Panorama Near Torver


Walna Scar, Brown Pike, Buck Pike, Dow Crag, Coniston Old Man and Yewdale Fells


Coniston Village to YewTreeTarn

Taking the A593 out of Coniston the road is relatively flat, pass the impressive Yew Pike and Yewdale Fells. Coming within half a mile of Tarn Hows, turn north again and its a short climb to Yew Tree Tarn.

The photograph below was taken standing on the concrete overflow underneath the neat footbridge at the southern end of the tarn. You can see from the banks that the water level was lower than normal.




Yew Tree Tarn


Yew Tree Tarn


Skelwith Bridge

There's much to do at Skelwith Bridge. Shop for gifts; eat lemon meringue pie; buy a ton of 8-25mm green-slate gravel; and visit Skelwith Force. It's most impressive when it's rained heavily for a week and you're there on the first dry day.

Skelwith Bridge was the base camp for my first ever ascent of Scafell Pike - the day we won the World Cup in 1966. I've maintained my interest in football all these years - at the same level.




Skelwith Bridge to Clappersgate


From Skelwith Bridge travel along the A593 to Clappersgate. The road twists and turns and is quite narrow at first, but opposite Holy Trinity church it widens out again.

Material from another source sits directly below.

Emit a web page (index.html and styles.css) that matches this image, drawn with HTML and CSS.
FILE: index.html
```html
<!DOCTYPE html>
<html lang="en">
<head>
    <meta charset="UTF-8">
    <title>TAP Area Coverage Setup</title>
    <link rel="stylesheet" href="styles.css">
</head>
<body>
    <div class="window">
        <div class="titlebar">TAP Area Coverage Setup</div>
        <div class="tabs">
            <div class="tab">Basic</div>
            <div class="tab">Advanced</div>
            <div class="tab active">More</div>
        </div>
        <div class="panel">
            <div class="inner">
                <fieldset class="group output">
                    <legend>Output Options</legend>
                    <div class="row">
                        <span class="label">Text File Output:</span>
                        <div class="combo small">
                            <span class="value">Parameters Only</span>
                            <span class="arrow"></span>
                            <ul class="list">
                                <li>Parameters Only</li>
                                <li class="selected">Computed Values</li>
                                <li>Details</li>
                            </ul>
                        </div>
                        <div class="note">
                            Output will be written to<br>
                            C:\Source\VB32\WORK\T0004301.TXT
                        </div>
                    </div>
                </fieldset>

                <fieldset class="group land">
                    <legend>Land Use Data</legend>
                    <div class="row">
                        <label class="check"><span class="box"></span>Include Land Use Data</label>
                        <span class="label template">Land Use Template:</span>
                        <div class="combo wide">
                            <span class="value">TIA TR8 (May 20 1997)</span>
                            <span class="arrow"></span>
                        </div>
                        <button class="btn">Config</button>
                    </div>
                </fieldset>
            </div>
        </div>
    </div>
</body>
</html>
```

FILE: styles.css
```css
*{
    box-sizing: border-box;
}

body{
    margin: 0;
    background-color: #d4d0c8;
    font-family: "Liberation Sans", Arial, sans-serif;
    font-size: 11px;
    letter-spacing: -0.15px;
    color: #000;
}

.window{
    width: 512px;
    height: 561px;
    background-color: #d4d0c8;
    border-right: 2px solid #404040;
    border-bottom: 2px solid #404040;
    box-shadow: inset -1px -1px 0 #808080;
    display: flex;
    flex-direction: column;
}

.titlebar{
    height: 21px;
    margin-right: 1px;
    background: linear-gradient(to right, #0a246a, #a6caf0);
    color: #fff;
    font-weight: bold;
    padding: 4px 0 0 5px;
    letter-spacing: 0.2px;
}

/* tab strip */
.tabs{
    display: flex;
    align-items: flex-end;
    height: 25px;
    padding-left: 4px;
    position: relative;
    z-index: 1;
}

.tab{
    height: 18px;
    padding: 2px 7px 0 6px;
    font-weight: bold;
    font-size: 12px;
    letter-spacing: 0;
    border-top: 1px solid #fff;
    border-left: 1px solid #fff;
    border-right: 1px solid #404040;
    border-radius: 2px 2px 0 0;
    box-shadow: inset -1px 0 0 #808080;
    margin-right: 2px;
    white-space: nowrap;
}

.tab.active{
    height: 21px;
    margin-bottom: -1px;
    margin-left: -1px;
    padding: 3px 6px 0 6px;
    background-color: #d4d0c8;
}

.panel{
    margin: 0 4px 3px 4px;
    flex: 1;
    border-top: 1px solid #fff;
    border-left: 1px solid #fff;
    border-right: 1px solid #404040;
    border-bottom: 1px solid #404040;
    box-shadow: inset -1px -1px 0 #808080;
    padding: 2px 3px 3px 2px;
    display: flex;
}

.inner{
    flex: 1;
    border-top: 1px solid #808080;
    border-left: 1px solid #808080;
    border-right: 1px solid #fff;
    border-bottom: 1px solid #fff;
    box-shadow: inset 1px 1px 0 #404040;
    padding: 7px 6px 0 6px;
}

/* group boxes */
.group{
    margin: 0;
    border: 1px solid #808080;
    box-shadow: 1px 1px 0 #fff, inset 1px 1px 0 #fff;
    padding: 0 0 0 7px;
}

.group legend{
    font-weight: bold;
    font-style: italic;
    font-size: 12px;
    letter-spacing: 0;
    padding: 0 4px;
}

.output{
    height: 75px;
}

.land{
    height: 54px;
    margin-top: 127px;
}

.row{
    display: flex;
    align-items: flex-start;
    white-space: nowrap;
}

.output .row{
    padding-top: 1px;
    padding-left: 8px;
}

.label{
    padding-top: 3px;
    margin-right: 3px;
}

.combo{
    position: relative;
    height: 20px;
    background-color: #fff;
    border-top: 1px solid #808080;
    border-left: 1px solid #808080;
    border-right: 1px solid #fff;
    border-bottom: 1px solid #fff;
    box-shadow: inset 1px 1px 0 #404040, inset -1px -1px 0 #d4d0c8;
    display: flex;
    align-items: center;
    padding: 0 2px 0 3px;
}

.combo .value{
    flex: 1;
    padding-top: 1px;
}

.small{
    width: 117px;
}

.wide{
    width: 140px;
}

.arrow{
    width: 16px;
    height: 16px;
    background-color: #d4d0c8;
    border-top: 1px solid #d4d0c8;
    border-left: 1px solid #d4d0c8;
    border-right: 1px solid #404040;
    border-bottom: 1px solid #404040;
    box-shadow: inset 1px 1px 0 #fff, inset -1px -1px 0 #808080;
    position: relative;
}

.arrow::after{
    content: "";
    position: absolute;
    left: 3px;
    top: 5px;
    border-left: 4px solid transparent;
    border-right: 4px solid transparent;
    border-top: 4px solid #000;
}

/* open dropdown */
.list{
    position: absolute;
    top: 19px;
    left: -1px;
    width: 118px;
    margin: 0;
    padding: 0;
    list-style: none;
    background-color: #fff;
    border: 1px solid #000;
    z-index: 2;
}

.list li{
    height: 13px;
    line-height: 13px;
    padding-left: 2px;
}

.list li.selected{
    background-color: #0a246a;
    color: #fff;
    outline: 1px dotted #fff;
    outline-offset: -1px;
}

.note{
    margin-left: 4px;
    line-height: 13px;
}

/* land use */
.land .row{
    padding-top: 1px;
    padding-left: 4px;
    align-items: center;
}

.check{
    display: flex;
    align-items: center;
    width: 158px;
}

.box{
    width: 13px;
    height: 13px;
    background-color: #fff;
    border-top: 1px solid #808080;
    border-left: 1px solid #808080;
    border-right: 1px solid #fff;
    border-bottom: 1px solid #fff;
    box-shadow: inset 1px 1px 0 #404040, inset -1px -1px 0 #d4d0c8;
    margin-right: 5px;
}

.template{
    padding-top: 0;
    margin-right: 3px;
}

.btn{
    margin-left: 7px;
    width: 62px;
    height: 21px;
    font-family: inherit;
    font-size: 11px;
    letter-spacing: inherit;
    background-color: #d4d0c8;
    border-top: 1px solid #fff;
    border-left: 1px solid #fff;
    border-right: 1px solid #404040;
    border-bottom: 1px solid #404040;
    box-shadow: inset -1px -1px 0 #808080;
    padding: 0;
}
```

If you want to avoid the traffic and you don't mind a bit of a climb, leave Skelwith Bridge by going over the bridge towards Coniston, but then go straight on down the narrow lane that winds up to Skelwith Fold. From there you drop down to Brathay Hall and Clappersgate via the Hawkshead road.



Clappersgate to Ambleside

It's a short hop from Clappersgate to Ambleside along the A593. You arrive at the bridge over the Rothay and have to go left along a one-way road. At the junction you go left into Ambleside or right to Waterhead and in the direction of Windermerse.